Spinning wheels fall somewhere between knives and cars on the maintenance schedule. Schacht, in the manual for my Sidekick tells me to oil it much more frequently than I think it needs it (IIRC, after every two hours of use, which would, even with the most miserly of oilings, would soon have stains on my toes, and treadles.

My Matchless has fewer points which need oil (and they say not to oil the flywheel axle at all), but the collet pins connecting the footmen to the drive shaft want a little, every so often, or they start to squeak. When that starts to happen I also give the arbor which holds the maiden (which is the upright piece of wood holding the gimballed bearing the flyer-orifice passes through) a little wiggle.

Why? Because the wobble of the treadles, and the transmission of linear reciprocation from the crankshaft, works the rest of the frame, and the bolts locking it all together start to get a little loose. It’s not sudden, and if I didn’t wiggle the frame I might not notice; until, as with a car for which one hasn’t maintained the fluids, a sudden lurch would come as the tension required to hold all together failed and something actualy breaks.

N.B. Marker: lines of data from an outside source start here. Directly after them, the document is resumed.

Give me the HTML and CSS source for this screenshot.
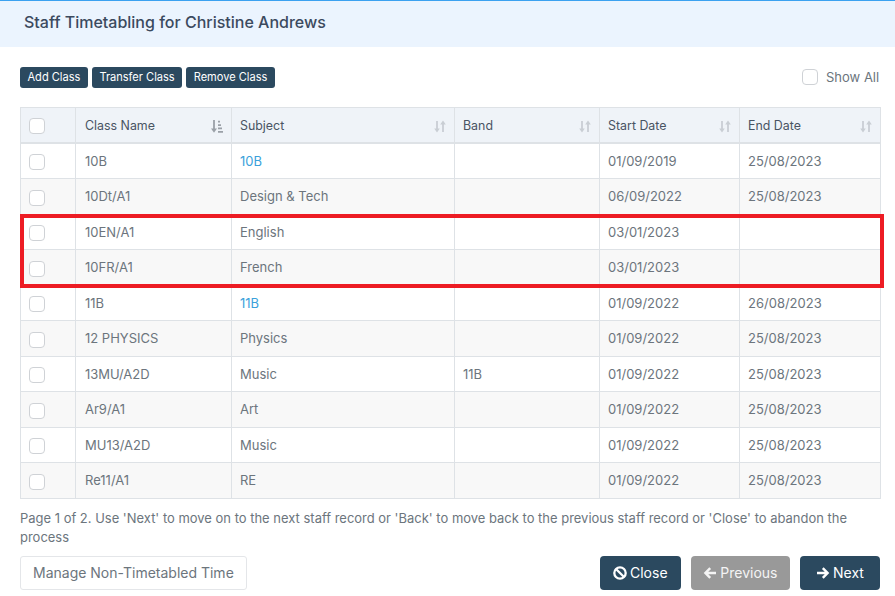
FILE: index.html
```html
<!DOCTYPE html>
<html lang="en">
<head>
<meta charset="utf-8">
<title>Staff Timetabling</title>
<link rel="stylesheet" href="styles.css">
</head>
<body>
<header class="head"><h1>Staff Timetabling for Christine Andrews</h1></header>
<main class="content">
  <div class="toolbar">
    <div class="tools">
      <button class="btn-s">Add Class</button>
      <button class="btn-s">Transfer Class</button>
      <button class="btn-s">Remove Class</button>
    </div>
    <label class="showall"><span class="cb"></span><span>Show All</span></label>
  </div>
  <div class="tablewrap">
    <table>
      <colgroup><col class="c1"><col class="c2"><col class="c3"><col class="c4"><col class="c5"><col class="c6"></colgroup>
      <thead>
        <tr>
          <th><span class="cb"></span></th>
          <th><div class="th">Class Name<svg class="sort active" viewBox="0 0 12 13"><path d="M3 0v10" stroke="currentColor" stroke-width="1.8"/><path d="M0 8.4h6L3 12.8z" fill="currentColor"/><path d="M7 .8h2v1.7H7zM7 4.2h3v1.7H7zM7 7.6h4v1.7H7zM7 11h5v1.7H7z" fill="currentColor"/></svg></div></th>
          <th><div class="th">Subject<svg class="sort" viewBox="0 0 12 13"><path d="M3 1v9.5M9 12V2.5" stroke="currentColor" stroke-width="1.8"/><path d="M.2 8.6h5.6L3 12.6zM6.2 4.4h5.6L9 .4z" fill="currentColor"/></svg></div></th>
          <th><div class="th">Band<svg class="sort" viewBox="0 0 12 13"><path d="M3 1v9.5M9 12V2.5" stroke="currentColor" stroke-width="1.8"/><path d="M.2 8.6h5.6L3 12.6zM6.2 4.4h5.6L9 .4z" fill="currentColor"/></svg></div></th>
          <th><div class="th">Start Date<svg class="sort" viewBox="0 0 12 13"><path d="M3 1v9.5M9 12V2.5" stroke="currentColor" stroke-width="1.8"/><path d="M.2 8.6h5.6L3 12.6zM6.2 4.4h5.6L9 .4z" fill="currentColor"/></svg></div></th>
          <th><div class="th">End Date<svg class="sort" viewBox="0 0 12 13"><path d="M3 1v9.5M9 12V2.5" stroke="currentColor" stroke-width="1.8"/><path d="M.2 8.6h5.6L3 12.6zM6.2 4.4h5.6L9 .4z" fill="currentColor"/></svg></div></th>
        </tr>
      </thead>
      <tbody>
        <tr><td><span class="cb"></span></td><td>10B</td><td><a href="#">10B</a></td><td></td><td>01/09/2019</td><td>25/08/2023</td></tr>
        <tr><td><span class="cb"></span></td><td>10Dt/A1</td><td>Design &amp; Tech</td><td></td><td>06/09/2022</td><td>25/08/2023</td></tr>
        <tr><td><span class="cb"></span></td><td>10EN/A1</td><td>English</td><td></td><td>03/01/2023</td><td></td></tr>
        <tr><td><span class="cb"></span></td><td>10FR/A1</td><td>French</td><td></td><td>03/01/2023</td><td></td></tr>
        <tr><td><span class="cb"></span></td><td>11B</td><td><a href="#">11B</a></td><td></td><td>01/09/2022</td><td>26/08/2023</td></tr>
        <tr><td><span class="cb"></span></td><td>12 PHYSICS</td><td>Physics</td><td></td><td>01/09/2022</td><td>25/08/2023</td></tr>
        <tr><td><span class="cb"></span></td><td>13MU/A2D</td><td>Music</td><td>11B</td><td>01/09/2022</td><td>25/08/2023</td></tr>
        <tr><td><span class="cb"></span></td><td>Ar9/A1</td><td>Art</td><td></td><td>01/09/2022</td><td>25/08/2023</td></tr>
        <tr><td><span class="cb"></span></td><td>MU13/A2D</td><td>Music</td><td></td><td>01/09/2022</td><td>25/08/2023</td></tr>
        <tr><td><span class="cb"></span></td><td>Re11/A1</td><td>RE</td><td></td><td>01/09/2022</td><td>25/08/2023</td></tr>
      </tbody>
    </table>
    <div class="highlight"></div>
  </div>
  <p class="note">Page 1 of 2. Use 'Next' to move on to the next staff record or 'Back' to move back to the previous staff record or 'Close' to abandon the process</p>
  <div class="actions">
    <button class="btn-outline">Manage Non-Timetabled Time</button>
    <div class="nav">
      <button class="btn close"><svg class="ico" viewBox="0 0 14 14"><circle cx="7" cy="7" r="5.7" fill="none" stroke="currentColor" stroke-width="2.3"/><path d="M3 3l8 8" stroke="currentColor" stroke-width="2.3"/></svg>Close</button>
      <button class="btn off"><svg class="ico" viewBox="0 0 14 14"><path d="M13 7H2.5M7.2 2.2L2.4 7l4.8 4.8" fill="none" stroke="currentColor" stroke-width="2.4"/></svg>Previous</button>
      <button class="btn next"><svg class="ico" viewBox="0 0 14 14"><path d="M1 7h10.5M6.8 2.2L11.6 7l-4.8 4.8" fill="none" stroke="currentColor" stroke-width="2.4"/></svg>Next</button>
    </div>
  </div>
</main>
</body>
</html>
```
FILE: styles.css
```css
* { box-sizing: border-box; }
html, body { margin: 0; padding: 0; }
body {
  width: 895px;
  height: 596px;
  overflow: hidden;
  background: #fff;
  font-family: Inter, "Liberation Sans", sans-serif;
  font-size: 13px;
  color: #6c757d;
}
button { font-family: inherit; cursor: pointer; }
.head {
  height: 47px;
  background: #ebf4fe;
  border-top: 1px solid #3ba1f0;
  padding: 0 24px;
  display: flex;
  align-items: center;
}
.head h1 { margin: 0 0 4px; font-size: 16px; font-weight: 500; color: #3b4a5e; }
.content { padding: 20px 15px 0 20px; }
.toolbar { display: flex; justify-content: space-between; align-items: center; height: 21px; }
.tools { display: flex; gap: 4px; }
.btn-s {
  height: 21px;
  padding: 0 7.5px 1px;
  border: 0;
  border-radius: 3px;
  background: #2b495f;
  color: #fff;
  font-size: 11.05px;
  font-weight: 400;
}
.showall { display: flex; align-items: center; gap: 8px; color: #6c757d; font-size: 13px; width: 78px; margin-bottom: 1px; }
.cb {
  display: block;
  width: 16px;
  height: 16px;
  border: 1px solid #cfd2d6;
  border-radius: 4px;
  background: #fff;
}
.tablewrap { position: relative; margin-top: 19px; width: 860px; }
table {
  width: 860px;
  table-layout: fixed;
  border-collapse: collapse;
  border: 1px solid #dee2e6;
}
.c1 { width: 55px; } .c2 { width: 156px; } .c3 { width: 223px; }
.c4 { width: 145px; } .c5 { width: 140px; } .c6 { width: 141px; }
th, td {
  border: 1px solid #dee2e6;
  padding: 0 8px;
  text-align: left;
  font-size: 13px;
  line-height: 19.5px;
}
th { height: 35.5px; padding-top: 2px; background: #eff3f8; color: #495463; font-weight: 400; border-bottom: 2px solid #dee2e6; font-size: 12.4px; }
td { height: 35.5px; padding-top: 1.6px; }
th:first-child, td:first-child { padding: 2px 0 0 8px; }
td:first-child { padding-top: 2.5px; }
th:nth-child(2), td:nth-child(2) { padding-left: 9px; }
tbody tr:nth-child(even) td { background: #f8f8f8; }
a { color: #3ba1db; text-decoration: none; }
.th { display: flex; justify-content: space-between; align-items: center; }
.sort { width: 12px; height: 13px; color: #c9ced4; }
.sort.active { color: #9aa0a7; }
.highlight {
  position: absolute;
  left: 0;
  top: 107px;
  width: 864px;
  height: 74px;
  border: 4px solid #ed1c24;
  pointer-events: none;
}
.note { margin: 10px 0 0; line-height: 19.5px; width: 860px; color: #6c757d; font-size: 12.98px; }
.actions { display: flex; justify-content: space-between; align-items: center; margin-top: 8px; width: 860px; }
.btn-outline {
  height: 34px;
  padding: 0 12px;
  background: #fff;
  border: 1px solid #e4e6e9;
  border-radius: 3px;
  color: #6c757d;
  font-size: 14px;
}
.nav { display: flex; gap: 10px; }
.btn {
  display: flex;
  align-items: center;
  justify-content: center;
  gap: 3px;
  height: 34px;
  padding: 0 12.5px;
  border: 0;
  border-radius: 4px;
  background: #2b495f;
  color: #fff;
  font-size: 14px;
}
.btn.off { background: #999; color: #f4f4f4; }
.btn.close { min-width: 81px; }
.btn.next { min-width: 80px; }
.ico { width: 14px; height: 14px; }
```
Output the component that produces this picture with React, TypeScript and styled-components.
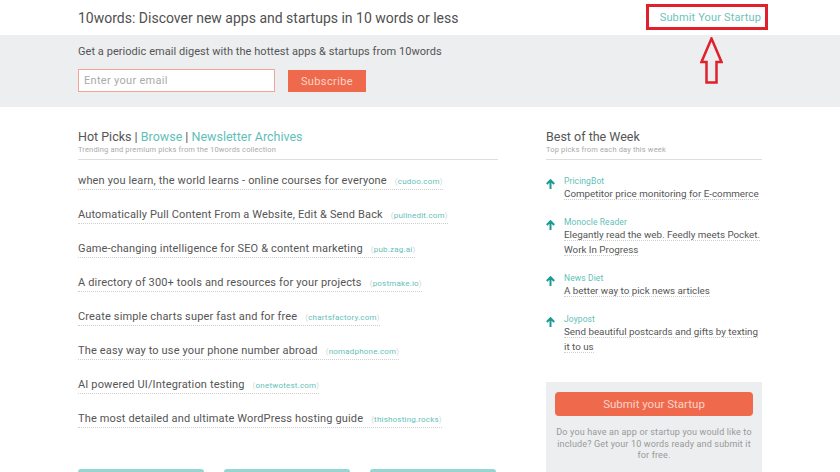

*the steel which comes with most knife blocks doesn’t sharpen, it hones. If you examine the edge of a knife under a microscope, it’s a *very* fine toothed saw. As the knife gets used the teeth deform. Given the scale it doesn’t take much deflection to increase the surface area by a a huge amount. The steel polishes the teeth smooth again, and the knife feels sharper. It’s not. It’s just a lot closer to the edge which was put on the last time it got sharpened.

Eventually the damage to the teeth gets to the point the steel doesn’t seem to help; that’s when you need to put a new edge on it. I recommend doing it some time before that.